RSRCHXchange
- Trade name: RSRCHXchange
- Industry: Financial Technology
- Founded: 2014; 12 years ago in London, England
- Services: Institutional Financial Research
- Website: www.rsrchxchange.com

= RSRCHXchange =

British FinTech company

Research Exchange Ltd is a FinTech company servicing the global asset management industry operating under the trading name RSRCHXchange. Its platform, RSRCHX, is an online marketplace for unbundled financial research. RSRCHX provides asset management firms with a cloud-based repository of reports. Launched in September 2015, RSRCHX incorporates elasticsearch, compliance checks and Commission Sharing Agreement (CSA) and credit card payment administration. RSRCHXchange is one of a number of FinTech start-ups offering products which relate to MiFID II (Markets in Financial Instruments Directive), the European Union financial reforms intended as a response to the financial crisis to improve the functioning of financial markets and enhance investor protection. RSRCHXchange's technology differs from other financial services vendors because its research catalogue is not dependent on RIXML, the industry-developed language for tagging documents. RSRCHXchange specialises in research unbundling, one of the most contentious topics of the regulation.

==Research unbundling==
Globally $20bn a year is spent on research by asset managers and in the UK alone, the FCA estimates $4.5bn is spent on research. Investment banks being the predominant supplier of external research to most investment managers. This effective oligopoly is the result of bundled commission rates where all services, including research, are paid for at the point of trading exclusively to the executing counterparty. Therefore, the investment banks who enjoy the largest trading volumes have also captured a dominant share of research payments.

The UK FCA (Financial Conduct Authority) and ESMA (European Securities and Markets Authority) have been debating reforms to the economic structure of investment research for a decade. The dot com boom of 2000 made it abundantly clear to regulators that equity research, investors, fund managers and public companies were too heavily interdependent. The US responded by imposing restrictions on sell side analyst activities, while the UK placed the responsibility on the buy side through the Myners Report (2001), which recommended changes in commission and investment research payments – effectively unbundling. The FCA has consistently argued that unbundling research from dealing commissions would drive both price efficiency and market transparency and at the same time enhance competition.
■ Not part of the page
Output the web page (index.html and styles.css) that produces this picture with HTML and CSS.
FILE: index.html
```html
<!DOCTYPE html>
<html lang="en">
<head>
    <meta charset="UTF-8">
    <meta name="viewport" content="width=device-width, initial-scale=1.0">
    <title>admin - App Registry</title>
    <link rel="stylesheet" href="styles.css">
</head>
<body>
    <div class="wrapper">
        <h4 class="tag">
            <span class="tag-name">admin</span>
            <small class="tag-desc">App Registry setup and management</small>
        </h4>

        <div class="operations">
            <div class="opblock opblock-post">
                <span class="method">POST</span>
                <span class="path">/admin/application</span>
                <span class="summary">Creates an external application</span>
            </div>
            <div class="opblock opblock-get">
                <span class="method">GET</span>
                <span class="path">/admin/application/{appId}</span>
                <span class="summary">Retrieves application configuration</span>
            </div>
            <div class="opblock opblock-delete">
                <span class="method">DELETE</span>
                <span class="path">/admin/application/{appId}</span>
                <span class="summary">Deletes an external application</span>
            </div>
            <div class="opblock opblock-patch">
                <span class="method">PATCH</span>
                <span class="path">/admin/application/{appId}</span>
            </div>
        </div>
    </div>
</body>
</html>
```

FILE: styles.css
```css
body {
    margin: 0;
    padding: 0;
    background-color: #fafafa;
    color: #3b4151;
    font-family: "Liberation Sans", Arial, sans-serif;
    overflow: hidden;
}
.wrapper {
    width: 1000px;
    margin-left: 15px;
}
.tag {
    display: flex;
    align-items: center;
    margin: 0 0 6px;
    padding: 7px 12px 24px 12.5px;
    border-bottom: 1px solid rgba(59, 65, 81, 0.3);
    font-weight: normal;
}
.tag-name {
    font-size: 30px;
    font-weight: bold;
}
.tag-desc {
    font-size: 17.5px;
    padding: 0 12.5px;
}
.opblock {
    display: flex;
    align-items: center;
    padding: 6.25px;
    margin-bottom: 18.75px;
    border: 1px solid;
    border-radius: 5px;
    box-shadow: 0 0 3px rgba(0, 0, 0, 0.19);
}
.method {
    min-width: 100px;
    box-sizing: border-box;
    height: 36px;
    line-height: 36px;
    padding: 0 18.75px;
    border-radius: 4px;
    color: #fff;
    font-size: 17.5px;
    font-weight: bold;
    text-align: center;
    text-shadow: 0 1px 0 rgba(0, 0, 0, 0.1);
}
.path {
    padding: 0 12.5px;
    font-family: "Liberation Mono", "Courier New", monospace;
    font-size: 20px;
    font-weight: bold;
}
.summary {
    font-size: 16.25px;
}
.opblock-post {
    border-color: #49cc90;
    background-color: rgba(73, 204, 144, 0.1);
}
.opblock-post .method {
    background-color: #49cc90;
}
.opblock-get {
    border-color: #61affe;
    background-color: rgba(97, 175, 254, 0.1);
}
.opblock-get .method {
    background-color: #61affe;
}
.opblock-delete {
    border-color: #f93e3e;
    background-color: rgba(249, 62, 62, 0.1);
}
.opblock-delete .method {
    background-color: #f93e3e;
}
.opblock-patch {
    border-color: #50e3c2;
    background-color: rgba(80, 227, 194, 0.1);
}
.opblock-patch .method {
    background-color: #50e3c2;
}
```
In 2006, the introduction of commission sharing agreements (CSAs), which enabled fund managers for the first time to instruct their broker to pay away commissions to other research entities, was a further crucial step towards research unbundling. Given the UK market's global significance, and the international nature of the brokerage market, this approach has gained traction internationally beyond the UK and represents a significant change in the market for investment research.
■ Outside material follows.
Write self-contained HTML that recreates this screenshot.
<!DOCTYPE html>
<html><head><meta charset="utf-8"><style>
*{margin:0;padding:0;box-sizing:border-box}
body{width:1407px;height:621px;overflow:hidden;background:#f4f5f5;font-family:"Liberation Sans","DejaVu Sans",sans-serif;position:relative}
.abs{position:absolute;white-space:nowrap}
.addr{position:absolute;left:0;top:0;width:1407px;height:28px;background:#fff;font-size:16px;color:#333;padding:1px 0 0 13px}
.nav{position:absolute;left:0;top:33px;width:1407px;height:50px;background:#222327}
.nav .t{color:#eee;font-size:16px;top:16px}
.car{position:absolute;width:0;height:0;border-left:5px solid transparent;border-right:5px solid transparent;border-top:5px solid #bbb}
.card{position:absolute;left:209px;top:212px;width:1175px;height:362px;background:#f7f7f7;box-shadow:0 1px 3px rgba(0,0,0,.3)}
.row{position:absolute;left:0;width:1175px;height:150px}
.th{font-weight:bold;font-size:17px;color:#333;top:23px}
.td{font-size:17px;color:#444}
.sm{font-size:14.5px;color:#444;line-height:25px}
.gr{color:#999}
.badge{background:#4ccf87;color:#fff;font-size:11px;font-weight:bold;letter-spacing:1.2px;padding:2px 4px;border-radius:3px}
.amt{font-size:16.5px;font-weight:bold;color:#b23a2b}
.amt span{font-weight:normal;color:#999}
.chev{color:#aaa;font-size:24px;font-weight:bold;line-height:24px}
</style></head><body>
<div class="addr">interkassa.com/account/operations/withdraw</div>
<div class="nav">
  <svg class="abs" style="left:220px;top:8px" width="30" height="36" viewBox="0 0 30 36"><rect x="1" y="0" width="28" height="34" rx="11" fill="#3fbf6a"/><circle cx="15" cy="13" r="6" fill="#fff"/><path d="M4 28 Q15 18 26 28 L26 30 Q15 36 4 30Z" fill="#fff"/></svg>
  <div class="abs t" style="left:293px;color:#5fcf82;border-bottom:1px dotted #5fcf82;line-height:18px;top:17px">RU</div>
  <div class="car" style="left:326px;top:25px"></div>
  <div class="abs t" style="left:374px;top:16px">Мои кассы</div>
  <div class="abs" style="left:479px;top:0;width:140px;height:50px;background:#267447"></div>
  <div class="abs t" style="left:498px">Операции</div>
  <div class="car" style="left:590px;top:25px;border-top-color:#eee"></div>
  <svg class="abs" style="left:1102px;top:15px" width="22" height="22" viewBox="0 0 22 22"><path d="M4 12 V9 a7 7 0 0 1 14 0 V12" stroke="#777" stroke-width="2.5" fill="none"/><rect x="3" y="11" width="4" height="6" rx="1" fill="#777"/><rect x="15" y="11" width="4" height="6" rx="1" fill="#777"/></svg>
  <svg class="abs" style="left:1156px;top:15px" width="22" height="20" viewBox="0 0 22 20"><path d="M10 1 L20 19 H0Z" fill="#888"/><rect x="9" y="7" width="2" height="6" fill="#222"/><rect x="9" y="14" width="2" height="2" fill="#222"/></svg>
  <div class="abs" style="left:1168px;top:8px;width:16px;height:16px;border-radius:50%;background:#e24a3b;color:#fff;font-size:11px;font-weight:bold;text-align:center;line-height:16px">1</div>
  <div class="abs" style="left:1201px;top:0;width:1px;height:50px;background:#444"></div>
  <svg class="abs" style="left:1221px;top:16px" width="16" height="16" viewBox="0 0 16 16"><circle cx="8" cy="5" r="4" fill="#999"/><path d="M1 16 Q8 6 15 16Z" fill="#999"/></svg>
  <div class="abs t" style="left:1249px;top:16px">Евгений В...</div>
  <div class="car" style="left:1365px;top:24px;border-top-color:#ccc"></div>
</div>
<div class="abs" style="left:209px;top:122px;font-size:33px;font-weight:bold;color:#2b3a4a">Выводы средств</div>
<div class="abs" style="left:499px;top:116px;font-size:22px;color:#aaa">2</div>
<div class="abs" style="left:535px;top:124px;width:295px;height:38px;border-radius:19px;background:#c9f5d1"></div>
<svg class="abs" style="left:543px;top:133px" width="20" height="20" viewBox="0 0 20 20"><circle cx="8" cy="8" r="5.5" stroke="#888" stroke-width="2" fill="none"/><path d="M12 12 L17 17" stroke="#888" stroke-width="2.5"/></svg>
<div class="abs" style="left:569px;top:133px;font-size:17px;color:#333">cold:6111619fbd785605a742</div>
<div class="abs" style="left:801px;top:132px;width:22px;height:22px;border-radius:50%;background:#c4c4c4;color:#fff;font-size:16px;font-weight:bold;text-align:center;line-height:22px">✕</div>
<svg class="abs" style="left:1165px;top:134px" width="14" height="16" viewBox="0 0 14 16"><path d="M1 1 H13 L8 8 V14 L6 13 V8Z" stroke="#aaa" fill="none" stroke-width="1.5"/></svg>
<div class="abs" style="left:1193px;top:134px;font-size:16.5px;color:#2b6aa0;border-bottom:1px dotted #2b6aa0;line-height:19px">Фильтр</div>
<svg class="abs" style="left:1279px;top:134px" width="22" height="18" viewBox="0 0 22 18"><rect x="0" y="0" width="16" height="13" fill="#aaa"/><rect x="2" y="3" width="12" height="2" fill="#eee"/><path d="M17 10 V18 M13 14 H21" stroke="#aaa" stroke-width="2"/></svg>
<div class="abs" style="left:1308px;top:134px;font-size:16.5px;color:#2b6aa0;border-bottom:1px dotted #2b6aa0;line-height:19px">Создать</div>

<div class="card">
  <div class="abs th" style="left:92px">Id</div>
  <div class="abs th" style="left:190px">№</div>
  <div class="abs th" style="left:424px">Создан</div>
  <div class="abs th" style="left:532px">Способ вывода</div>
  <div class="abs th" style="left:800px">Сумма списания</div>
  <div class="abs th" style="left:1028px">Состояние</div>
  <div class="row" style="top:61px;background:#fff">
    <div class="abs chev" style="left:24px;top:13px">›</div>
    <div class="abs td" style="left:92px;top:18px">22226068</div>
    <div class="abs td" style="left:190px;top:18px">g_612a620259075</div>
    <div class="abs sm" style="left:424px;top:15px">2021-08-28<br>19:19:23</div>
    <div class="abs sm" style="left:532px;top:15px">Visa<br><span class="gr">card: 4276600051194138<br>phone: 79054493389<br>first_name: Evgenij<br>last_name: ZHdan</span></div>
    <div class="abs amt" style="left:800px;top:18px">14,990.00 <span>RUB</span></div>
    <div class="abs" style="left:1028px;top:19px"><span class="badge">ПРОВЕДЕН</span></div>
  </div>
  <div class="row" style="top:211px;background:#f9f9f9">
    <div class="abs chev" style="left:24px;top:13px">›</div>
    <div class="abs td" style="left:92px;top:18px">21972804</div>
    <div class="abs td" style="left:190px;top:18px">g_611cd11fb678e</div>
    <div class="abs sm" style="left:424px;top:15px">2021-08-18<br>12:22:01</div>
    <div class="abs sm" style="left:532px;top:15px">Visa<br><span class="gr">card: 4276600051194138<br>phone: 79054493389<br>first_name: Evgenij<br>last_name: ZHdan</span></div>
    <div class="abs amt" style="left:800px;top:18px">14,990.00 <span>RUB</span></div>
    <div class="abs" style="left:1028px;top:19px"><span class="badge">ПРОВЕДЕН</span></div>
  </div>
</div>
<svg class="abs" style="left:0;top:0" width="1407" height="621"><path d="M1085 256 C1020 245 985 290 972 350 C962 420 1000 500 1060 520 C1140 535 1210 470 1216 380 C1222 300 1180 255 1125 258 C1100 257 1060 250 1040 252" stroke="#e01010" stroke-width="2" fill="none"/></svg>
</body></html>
MiFID II has the potential to be the most significant catalyst for change in the market for investment research in decades. Crucially, the implementation of MiFID II, which is currently scheduled for January 2018, will require all sell side research to be individually priced and thus effect full price transparency. Investment firms will be required to set and assess research budgets and MiFID II states that that payment must be direct, out of the firm's own resources, without any undue delay. Full unbundling will finally be achieved as fund management firms will be required to create research payment accounts (RPAs) based on a pre-set budget independent of trading activity. This has met with heavy criticism and lobbying from a number of industry organisations. The MiFID II text also includes further demands of buy side firms which will require buyers and sellers to review and revise the research procurement process. The FCA has already issued a statement of “support” for ESMA's new policies for investment research and advising asset management firms to start making changes now to prepare themselves for the inevitable regulatory change. While MiFID II's scope is pan-European only, the regulator recognises that its proposed changes may resonate on a global scale as asset managers are likely to adopt a common system across their global businesses.

==Commission sharing agreement==
Commission sharing agreements (CSA) allow asset management firms to pay out a portion of commissions to research providers instead of the executing broker retaining the entire commission, Commission Sharing Agreements (CSAs) have expanded the content available to investment managers. CSAs have gained traction as a tool giving asset managers greater control over their research payments and enabling them to expand their range of research providers to include independent research providers (IRPs).

CSA penetration rates vary significantly across Europe but are highest in the UK, recently reaching 70%. In the US, the use of Client Commission Arrangements (CSA equivalent) is well-entrenched and these two geographies have leading IRP presence. There are estimates of between 2,000 and 6,000 IRPs. Research has shown that the introduction of CSAs has enabled fund managers to access a broader range of research, providing more valuable inputs to their investment process and thus benefiting the end investor.